Drop formation from particulate suspensions

Abstract

This research presents an experimental study of the formation of drops of suspensions consisting of a viscous liquid and spherical, neutrally buoyant, noncolloidal particles. Pendant drop formation and low Reynolds number jetting of suspensions are investigated, as is the transition between the two. Throughout, the particles utilized are on the order of 100 μm and the orifice from which the drops are formed is on the order of 1 mm.

The presence of the particulate phase causes the structure at pinch-off in the pendant drop regime to change noticeably from that of pure liquids. Thick cone-like structures, termed "spindles" here, form at either end of the slender thread and are the result of particle motions during necking. These spindles become more pronounced with increasing particle concentration.

Depending on particle concentration, the particles can have either a destabilizing effect (low concentration) on drop formation or a stabilizing one (high concentration). At low concentrations, the particles lead to earlier rupture of the thread and much shorter jet lengths, while at elevated concentrations the particles stabilize the thread after rupture and lead to fewer satellite drops as well as induce jetting at lower flower rates.

A two-stage model has been proposed to describe the necking process for particle-laden suspensions in the pendant drop regime.

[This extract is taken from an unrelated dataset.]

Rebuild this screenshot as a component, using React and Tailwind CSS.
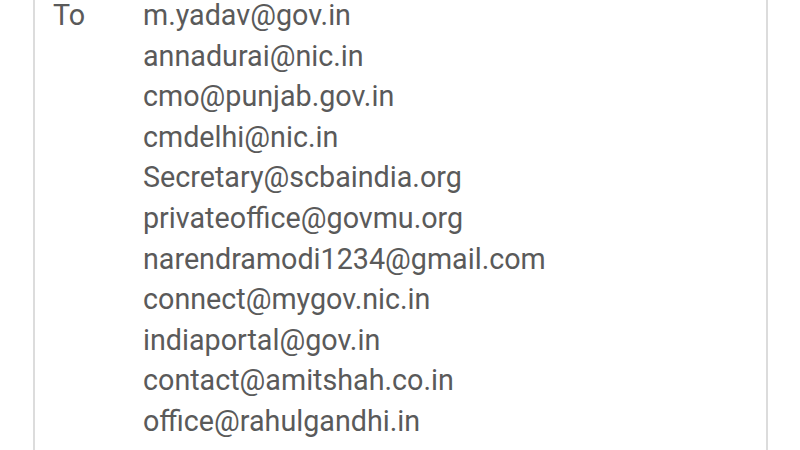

The first stage occurs when the thread is thick relative to the particles and the effect of the particles can be attributed solely to a change in the effective viscosity of the mixture. The second stage occurs nearer pinch-off when the thread has thinned to only a few particle diameters. In this stage the individual particle motions within the thread determine the behavior and the thread ultimately ruptures over a region of the thread devoid of particles.